Work to be completed = Reproduce the listing exactly and skip over any pictures.
+++ Dataset content +++
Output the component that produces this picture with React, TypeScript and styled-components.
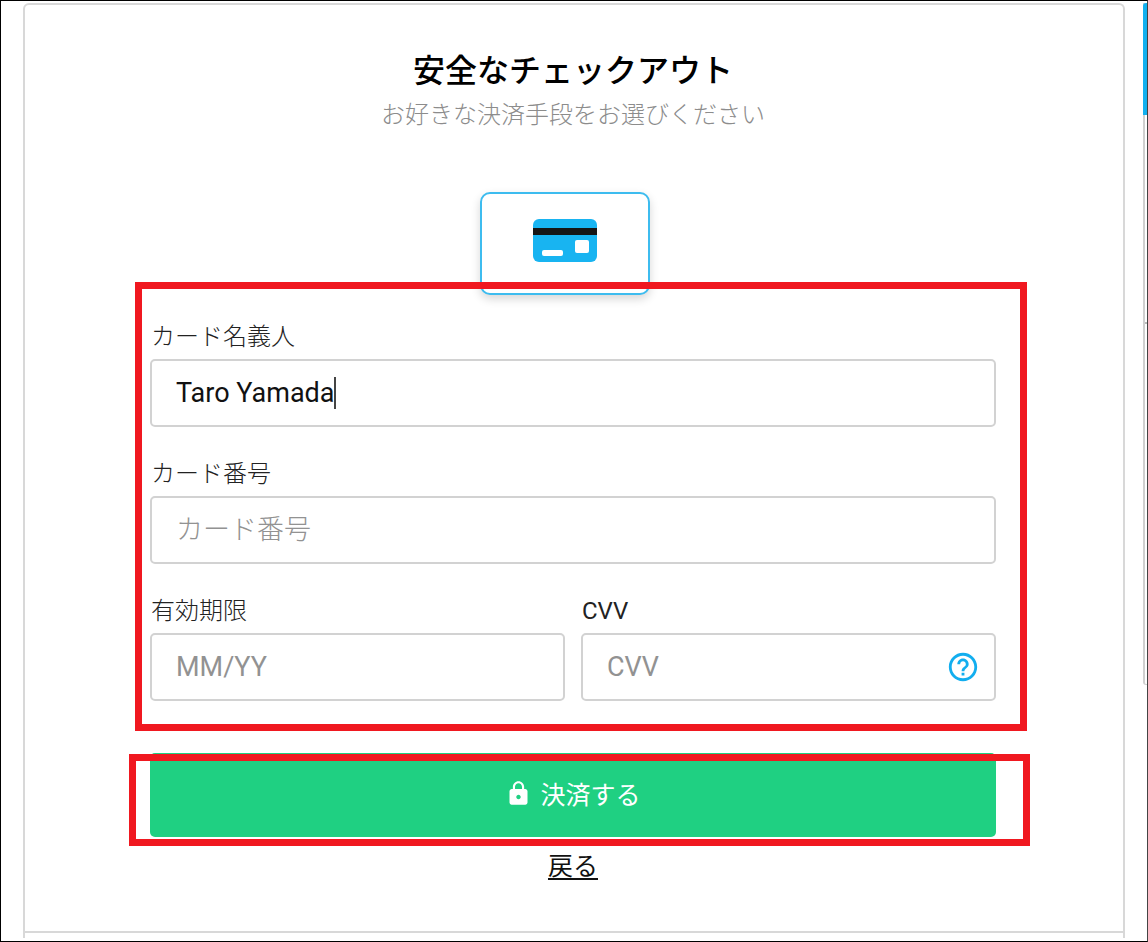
import React from 'react';
import styled, { createGlobalStyle } from 'styled-components';
import { MdHelpOutline, MdLock } from 'react-icons/md';

const GlobalStyle = createGlobalStyle`
  *, *::before, *::after { box-sizing: border-box; }
  body {
    margin: 0;
    background: #fff;
    color: #111;
    font-family: Roboto, 'Noto Sans CJK JP', sans-serif;
  }
  button, input { font: inherit; color: inherit; }
`;

const Page = styled.div`
  display: flex;
  justify-content: space-between;
  align-items: flex-start;
  min-height: 100vh;
  padding: 2px 0 2px 22px;
  border: 1px solid #000;
  border-right-color: #444;
`;

const Panel = styled.main`
  flex: 1;
  margin-right: 18px;
  padding-bottom: 5px;
  border: 2px solid #d8d8d8;
  border-bottom: 0;
  border-radius: 6px 6px 0 0;
`;

const PanelBody = styled.div`
  display: flex;
  flex-direction: column;
  align-items: center;
  padding: 48px 127px 46px 125px;
  border-bottom: 2px solid #d8d8d8;
`;

const Title = styled.h1`
  margin: 0;
  font-size: 32px;
  font-weight: 500;
  line-height: 36px;
  color: #000;
`;

const Subtitle = styled.p`
  margin: 8px 0 59px;
  font-size: 24px;
  font-weight: 300;
  line-height: 36px;
  color: #8c8c8c;
`;

const MethodButton = styled.button`
  display: flex;
  justify-content: center;
  width: 170px;
  height: 103px;
  margin-right: 16px;
  padding: 25px 0 0;
  border: 2px solid #3dbcef;
  border-radius: 10px;
  background: #fff;
  box-shadow: 0 4px 10px rgba(0, 0, 0, 0.16);
`;

const Marked = styled.div<{ $inset: string }>`
  position: relative;
  width: 100%;

  &::after {
    content: '';
    position: absolute;
    inset: ${({ $inset }) => $inset};
    border: 7px solid #f01820;
    pointer-events: none;
  }
`;

const Form = styled.form`
  width: 100%;
`;

const Fields = styled.div`
  display: grid;
  grid-template-columns: 1fr 1fr;
  column-gap: 16px;
  padding-top: 23px;
`;

const Field = styled.div<{ $wide?: boolean }>`
  grid-column: ${({ $wide }) => ($wide ? '1 / -1' : 'auto')};
  padding-bottom: 28px;
`;

const Label = styled.label<{ $strong?: boolean }>`
  display: block;
  height: 41px;
  padding-left: 1px;
  font-size: 24px;
  font-weight: ${({ $strong }) => ($strong ? 400 : 300)};
  line-height: 38px;
  color: #222;
`;

const InputWrap = styled.div`
  position: relative;
`;

const Input = styled.input`
  display: block;
  width: 100%;
  height: 68px;
  padding: 0 24px;
  border: 2px solid #d2d2d2;
  border-radius: 5px;
  outline: 0;
  background: #fff;
  font-size: 27px;

  &::placeholder {
    color: #929292;
    opacity: 1;
  }

  &:lang(ja)::placeholder {
    font-weight: 300;
  }
`;

const Caret = styled.span`
  position: absolute;
  top: 18px;
  left: 184px;
  width: 2px;
  height: 32px;
  background: #444;
`;

const HelpButton = styled.button`
  position: absolute;
  top: 17px;
  right: 16px;
  display: flex;
  padding: 0;
  border: 0;
  background: none;
  color: #12aeef;
`;

const SubmitRow = styled.div`
  padding-top: 24px;
`;

const SubmitButton = styled.button`
  display: flex;
  align-items: center;
  justify-content: center;
  gap: 8px;
  width: 100%;
  height: 84px;
  padding: 0 0 4px;
  border: 0;
  border-radius: 5px;
  background: #1fd082;
  color: #fff;
  font-size: 25px;
`;

const BackLink = styled.a`
  margin-top: 12px;
  font-size: 25px;
  line-height: 36px;
  color: #111;
  text-decoration: underline;
  text-decoration-thickness: 2px;
  text-underline-offset: 3px;
`;

const Summary = styled.aside`
  width: 4px;
  height: 682px;
  border-left: 2px solid #d0d0d0;
  border-bottom: 1px solid #d0d0d0;
  border-bottom-left-radius: 3px;
`;

const SummaryHeader = styled.div`
  height: 112px;
  margin-left: -2px;
  border-radius: 3px 0 0 0;
  background: #12b0ef;
`;

const SummaryRow = styled.div`
  height: 209px;
  border-bottom: 2px solid #bbb;
`;

function CardIcon() {
  return (
    <svg width="64" height="43" viewBox="0 0 64 43" aria-hidden="true">
      <rect width="64" height="43" rx="6" fill="#18b4f1" />
      <rect y="9" width="64" height="7" fill="#151515" />
      <rect x="9" y="31" width="21" height="6" rx="2" fill="#fff" />
      <rect x="42" y="21" width="14" height="13" rx="2" fill="#fff" />
    </svg>
  );
}

export default function App() {
  return (
    <>
      <GlobalStyle />
      <Page lang="ja">
        <Panel>
          <PanelBody>
            <Title>安全なチェックアウト</Title>
            <Subtitle>お好きな決済手段をお選びください</Subtitle>
            <MethodButton type="button" aria-label="クレジットカード">
              <CardIcon />
            </MethodButton>
            <Form onSubmit={(e) => e.preventDefault()}>
              <Marked $inset="-13px -31px -2px -15px">
                <Fields>
                  <Field $wide>
                    <Label htmlFor="holder">カード名義人</Label>
                    <InputWrap>
                      <Input id="holder" defaultValue="Taro Yamada" />
                      <Caret />
                    </InputWrap>
                  </Field>
                  <Field $wide>
                    <Label htmlFor="number">カード番号</Label>
                    <Input id="number" placeholder="カード番号" />
                  </Field>
                  <Field>
                    <Label htmlFor="expiry">有効期限</Label>
                    <Input id="expiry" lang="en" placeholder="MM/YY" />
                  </Field>
                  <Field>
                    <Label htmlFor="cvv" $strong>CVV</Label>
                    <InputWrap>
                      <Input id="cvv" lang="en" placeholder="CVV" />
                      <HelpButton type="button" aria-label="CVVについて">
                        <MdHelpOutline size={34} />
                      </HelpButton>
                    </InputWrap>
                  </Field>
                </Fields>
              </Marked>
              <SubmitRow>
                <Marked $inset="1px -34px -9px -21px">
                  <SubmitButton type="submit">
                    <MdLock size={27} />
                    決済する
                  </SubmitButton>
                </Marked>
              </SubmitRow>
            </Form>
            <BackLink href="#">戻る</BackLink>
          </PanelBody>
        </Panel>
        <Summary>
          <SummaryHeader />
          <SummaryRow />
        </Summary>
      </Page>
    </>
  );
}
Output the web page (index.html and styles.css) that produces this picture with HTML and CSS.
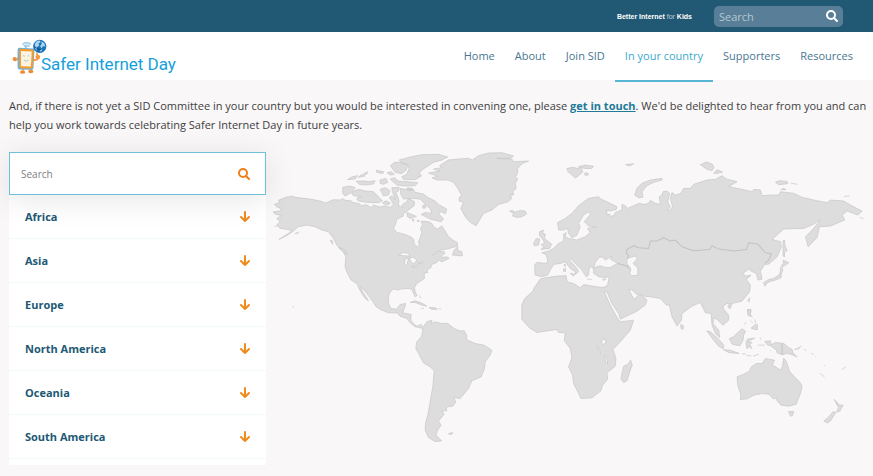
+++
Task result =
Output the component that produces this picture with React, TypeScript and styled-components.
import React from 'react';
import styled, { createGlobalStyle } from 'styled-components';
import { MdHelpOutline, MdLock } from 'react-icons/md';

const GlobalStyle = createGlobalStyle`
  *, *::before, *::after { box-sizing: border-box; }
  body {
    margin: 0;
    background: #fff;
    color: #111;
    font-family: Roboto, 'Noto Sans CJK JP', sans-serif;
  }
  button, input { font: inherit; color: inherit; }
`;

const Page = styled.div`
  display: flex;
  justify-content: space-between;
  align-items: flex-start;
  min-height: 100vh;
  padding: 2px 0 2px 22px;
  border: 1px solid #000;
  border-right-color: #444;
`;

const Panel = styled.main`
  flex: 1;
  margin-right: 18px;
  padding-bottom: 5px;
  border: 2px solid #d8d8d8;
  border-bottom: 0;
  border-radius: 6px 6px 0 0;
`;

const PanelBody = styled.div`
  display: flex;
  flex-direction: column;
  align-items: center;
  padding: 48px 127px 46px 125px;
  border-bottom: 2px solid #d8d8d8;
`;

const Title = styled.h1`
  margin: 0;
  font-size: 32px;
  font-weight: 500;
  line-height: 36px;
  color: #000;
`;

const Subtitle = styled.p`
  margin: 8px 0 59px;
  font-size: 24px;
  font-weight: 300;
  line-height: 36px;
  color: #8c8c8c;
`;

const MethodButton = styled.button`
  display: flex;
  justify-content: center;
  width: 170px;
  height: 103px;
  margin-right: 16px;
  padding: 25px 0 0;
  border: 2px solid #3dbcef;
  border-radius: 10px;
  background: #fff;
  box-shadow: 0 4px 10px rgba(0, 0, 0, 0.16);
`;

const Marked = styled.div<{ $inset: string }>`
  position: relative;
  width: 100%;

  &::after {
    content: '';
    position: absolute;
    inset: ${({ $inset }) => $inset};
    border: 7px solid #f01820;
    pointer-events: none;
  }
`;

const Form = styled.form`
  width: 100%;
`;

const Fields = styled.div`
  display: grid;
  grid-template-columns: 1fr 1fr;
  column-gap: 16px;
  padding-top: 23px;
`;

const Field = styled.div<{ $wide?: boolean }>`
  grid-column: ${({ $wide }) => ($wide ? '1 / -1' : 'auto')};
  padding-bottom: 28px;
`;

const Label = styled.label<{ $strong?: boolean }>`
  display: block;
  height: 41px;
  padding-left: 1px;
  font-size: 24px;
  font-weight: ${({ $strong }) => ($strong ? 400 : 300)};
  line-height: 38px;
  color: #222;
`;

const InputWrap = styled.div`
  position: relative;
`;

const Input = styled.input`
  display: block;
  width: 100%;
  height: 68px;
  padding: 0 24px;
  border: 2px solid #d2d2d2;
  border-radius: 5px;
  outline: 0;
  background: #fff;
  font-size: 27px;

  &::placeholder {
    color: #929292;
    opacity: 1;
  }

  &:lang(ja)::placeholder {
    font-weight: 300;
  }
`;

const Caret = styled.span`
  position: absolute;
  top: 18px;
  left: 184px;
  width: 2px;
  height: 32px;
  background: #444;
`;

const HelpButton = styled.button`
  position: absolute;
  top: 17px;
  right: 16px;
  display: flex;
  padding: 0;
  border: 0;
  background: none;
  color: #12aeef;
`;

const SubmitRow = styled.div`
  padding-top: 24px;
`;

const SubmitButton = styled.button`
  display: flex;
  align-items: center;
  justify-content: center;
  gap: 8px;
  width: 100%;
  height: 84px;
  padding: 0 0 4px;
  border: 0;
  border-radius: 5px;
  background: #1fd082;
  color: #fff;
  font-size: 25px;
`;

const BackLink = styled.a`
  margin-top: 12px;
  font-size: 25px;
  line-height: 36px;
  color: #111;
  text-decoration: underline;
  text-decoration-thickness: 2px;
  text-underline-offset: 3px;
`;

const Summary = styled.aside`
  width: 4px;
  height: 682px;
  border-left: 2px solid #d0d0d0;
  border-bottom: 1px solid #d0d0d0;
  border-bottom-left-radius: 3px;
`;

const SummaryHeader = styled.div`
  height: 112px;
  margin-left: -2px;
  border-radius: 3px 0 0 0;
  background: #12b0ef;
`;

const SummaryRow = styled.div`
  height: 209px;
  border-bottom: 2px solid #bbb;
`;

function CardIcon() {
  return (
    <svg width="64" height="43" viewBox="0 0 64 43" aria-hidden="true">
      <rect width="64" height="43" rx="6" fill="#18b4f1" />
      <rect y="9" width="64" height="7" fill="#151515" />
      <rect x="9" y="31" width="21" height="6" rx="2" fill="#fff" />
      <rect x="42" y="21" width="14" height="13" rx="2" fill="#fff" />
    </svg>
  );
}

export default function App() {
  return (
    <>
      <GlobalStyle />
      <Page lang="ja">
        <Panel>
          <PanelBody>
            <Title>安全なチェックアウト</Title>
            <Subtitle>お好きな決済手段をお選びください</Subtitle>
            <MethodButton type="button" aria-label="クレジットカード">
              <CardIcon />
            </MethodButton>
            <Form onSubmit={(e) => e.preventDefault()}>
              <Marked $inset="-13px -31px -2px -15px">
                <Fields>
                  <Field $wide>
                    <Label htmlFor="holder">カード名義人</Label>
                    <InputWrap>
                      <Input id="holder" defaultValue="Taro Yamada" />
                      <Caret />
                    </InputWrap>
                  </Field>
                  <Field $wide>
                    <Label htmlFor="number">カード番号</Label>
                    <Input id="number" placeholder="カード番号" />
                  </Field>
                  <Field>
                    <Label htmlFor="expiry">有効期限</Label>
                    <Input id="expiry" lang="en" placeholder="MM/YY" />
                  </Field>
                  <Field>
                    <Label htmlFor="cvv" $strong>CVV</Label>
                    <InputWrap>
                      <Input id="cvv" lang="en" placeholder="CVV" />
                      <HelpButton type="button" aria-label="CVVについて">
                        <MdHelpOutline size={34} />
                      </HelpButton>
                    </InputWrap>
                  </Field>
                </Fields>
              </Marked>
              <SubmitRow>
                <Marked $inset="1px -34px -9px -21px">
                  <SubmitButton type="submit">
                    <MdLock size={27} />
                    決済する
                  </SubmitButton>
                </Marked>
              </SubmitRow>
            </Form>
            <BackLink href="#">戻る</BackLink>
          </PanelBody>
        </Panel>
        <Summary>
          <SummaryHeader />
          <SummaryRow />
        </Summary>
      </Page>
    </>
  );
}
Output the web page (index.html and styles.css) that produces this picture with HTML and CSS.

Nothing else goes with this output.